Masses take the most important part of Alamire's manuscripts: 181. This reflects the music practice of the time as masses were sung on a daily basis, independent of the time in the ecclesiastical year. Many masses are specimens of the parody practice: composers often used pre-existing music - liturgical chant, a motet or secular music, such as madrigals or chansons - as the basis for their masses. The way they used the material from these pieces was very different. Sometimes complete phrases were used, in other cases melodic motifs, either from the upper voice or from lower voices.

The way the programme has been put together offers the opportunity to demonstrate the various ways of using the parody technique. That is to say: if the original music is known. The disc opens with the Missa sex vocum N'avez point veu. Not only is the composer not mentioned in Alamire's copy, the chanson the title refers to is also not identified. That makes it impossible to find out what exactly the composer has selected from his source and how he used it. In the Sanctus he made use of the canon, a technique which frequently appears in compositions by representatives of the Franco-Flemish school.

The other composers are known, but some names are not very familiar. Nicolas Champion is certainly someone whose name doesn't often appear in concert programmes or on disc. He was a singer and worked in the court chapels of Philip the Fair and Charles V; he was an ancestor of Jacques Champion de Chambonnières, the founder of the French harpsichord school in the 17th century.
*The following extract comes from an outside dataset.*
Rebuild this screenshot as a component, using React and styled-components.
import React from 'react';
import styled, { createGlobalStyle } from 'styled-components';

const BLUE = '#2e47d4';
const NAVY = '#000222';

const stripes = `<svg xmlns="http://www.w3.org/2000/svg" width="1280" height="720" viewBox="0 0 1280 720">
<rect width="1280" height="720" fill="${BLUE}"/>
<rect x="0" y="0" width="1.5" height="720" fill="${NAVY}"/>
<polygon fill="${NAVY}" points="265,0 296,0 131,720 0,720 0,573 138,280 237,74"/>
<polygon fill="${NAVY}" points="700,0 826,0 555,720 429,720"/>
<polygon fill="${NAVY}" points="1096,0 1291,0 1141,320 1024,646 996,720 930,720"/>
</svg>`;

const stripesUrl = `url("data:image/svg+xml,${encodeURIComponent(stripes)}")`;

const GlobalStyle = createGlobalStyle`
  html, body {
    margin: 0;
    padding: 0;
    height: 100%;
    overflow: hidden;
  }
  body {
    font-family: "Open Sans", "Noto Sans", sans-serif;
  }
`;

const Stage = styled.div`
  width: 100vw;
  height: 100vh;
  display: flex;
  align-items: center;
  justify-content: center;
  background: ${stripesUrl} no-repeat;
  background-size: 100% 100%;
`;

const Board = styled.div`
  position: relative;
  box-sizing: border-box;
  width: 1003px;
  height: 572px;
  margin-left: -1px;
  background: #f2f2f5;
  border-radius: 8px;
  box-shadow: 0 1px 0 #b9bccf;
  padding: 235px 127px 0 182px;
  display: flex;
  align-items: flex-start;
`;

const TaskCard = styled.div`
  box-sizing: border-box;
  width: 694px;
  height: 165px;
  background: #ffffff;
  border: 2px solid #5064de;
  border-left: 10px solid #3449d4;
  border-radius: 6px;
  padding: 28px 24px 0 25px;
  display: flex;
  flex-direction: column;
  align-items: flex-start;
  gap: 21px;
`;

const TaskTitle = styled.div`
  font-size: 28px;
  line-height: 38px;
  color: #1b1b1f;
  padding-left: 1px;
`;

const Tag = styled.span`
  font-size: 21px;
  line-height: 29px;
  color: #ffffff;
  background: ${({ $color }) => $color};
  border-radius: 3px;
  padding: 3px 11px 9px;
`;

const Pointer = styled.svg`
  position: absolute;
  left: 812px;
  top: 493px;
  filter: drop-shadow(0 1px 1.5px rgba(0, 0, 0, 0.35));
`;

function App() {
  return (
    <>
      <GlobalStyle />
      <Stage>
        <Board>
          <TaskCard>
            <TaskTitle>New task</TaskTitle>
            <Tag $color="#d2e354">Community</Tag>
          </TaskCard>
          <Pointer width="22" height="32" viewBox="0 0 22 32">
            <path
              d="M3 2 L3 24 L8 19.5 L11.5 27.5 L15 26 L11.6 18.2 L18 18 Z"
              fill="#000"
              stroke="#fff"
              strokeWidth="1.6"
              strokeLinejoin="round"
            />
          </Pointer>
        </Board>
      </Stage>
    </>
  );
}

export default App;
His Missa de sancta Maria Magdalena is based on several Marian antiphons. Notable are the variable rhythms in the Sanctus.

Johannes Sticheler is a completely unknown quantity: he has no entry in New Grove and the Missa Se j'avoye porpoin de veleur for six voices is the only known composition from his hand. The composer of the chanson which Sticheler used is not known, but here the frequent repetition of a pattern of notes indicate that this is taken from that chanson. The Sanctus includes a striking repetition of a phrase on the words "in excelsis" in the upper voice. As so often in Franco-Flemish sacred music some episodes are set for reduced voices; here the Benedictus is for three low voices (tenor, baritone, bass).

The name of Févin is better known, but Robert has remained very much in the shadow of his brother Antoine. Not much is known about Robert; it seems that he was master of the Savoy ducal chapel. His output is small: a setting of Alma redemptoris mater, three masses and one Credo which is also attributed to Josquin. The latter's influence on Févin is evident, also in the Missa quattuor vocum supra la sol mi fa re. The motif the title refers to frequently appears throughout the Mass.

Josquin also turns up in the next work: Sanctus and Agnus Dei from the Missa quinque vocum supra baises moy, which is based on one of Josquin's best-known chansons. This is one of three masses from the pen of Mathurin Forestier; two of them are based on pieces by Josquin; the third, on the famous anonymous song L'homme armé, is also attributed to Nicolas Gombert. Little is known about Forestier; he probably was a singer in the Sainte Chapelle in Paris. He also makes use of the canon technique, especially in the Agnus Dei. The third Agnus Dei follows another tradition of Franco-Flemish mass settings: the addition of voices. Here Forestier extends the number of voices from five to seven.

As he was one of the main representatives of the Franco-Flemish school Josquin Desprez could not be omitted. He is represented with his Missa Malheur me bat, which is based on a chanson by Johannes Martini (c1430/40-1497) or a composer with the name of Malcourt or Malcort (fl c1470-1480). In his liner-notes Paul Van Nevel mentiones Philippe Caron as the composer, but I can't find any reference to that name in New Grove or elsewhere. Here Josquin also makes use of the canon technique: the second Agnus Dei includes a canon in the second for tenor and bass. In the last Agnus Dei the number of voices is extended from four to six.

The programme of this disc is unusual in its concentration on the same sections from five different masses. It allows a comparison of the way the various composers treat those sections and the techniques they make use of. There are similarities and differences, showing how the same techniques - for instance the canon - can lead to different results. Music like that performed here is not expressive in the baroque sense of the word or even in the way madrigals from the second half of the 16th century often were. These mass sections require a more straightforward approach, and that is perfectly realised here. The singing is of the highest calibre, the ensemble and the intonation are immaculate. However, the singers are certainly able to create a kind of excitement now and then, emphasizing the sheer brilliance of some pieces. Among them are the Sanctus from Sticheler's mass and the two sections from the mass by Josquin.

The fact that most composers represented here are hardly known is another strong argument in favour of this disc. Lovers of renaissance polyphony shouldn't miss it.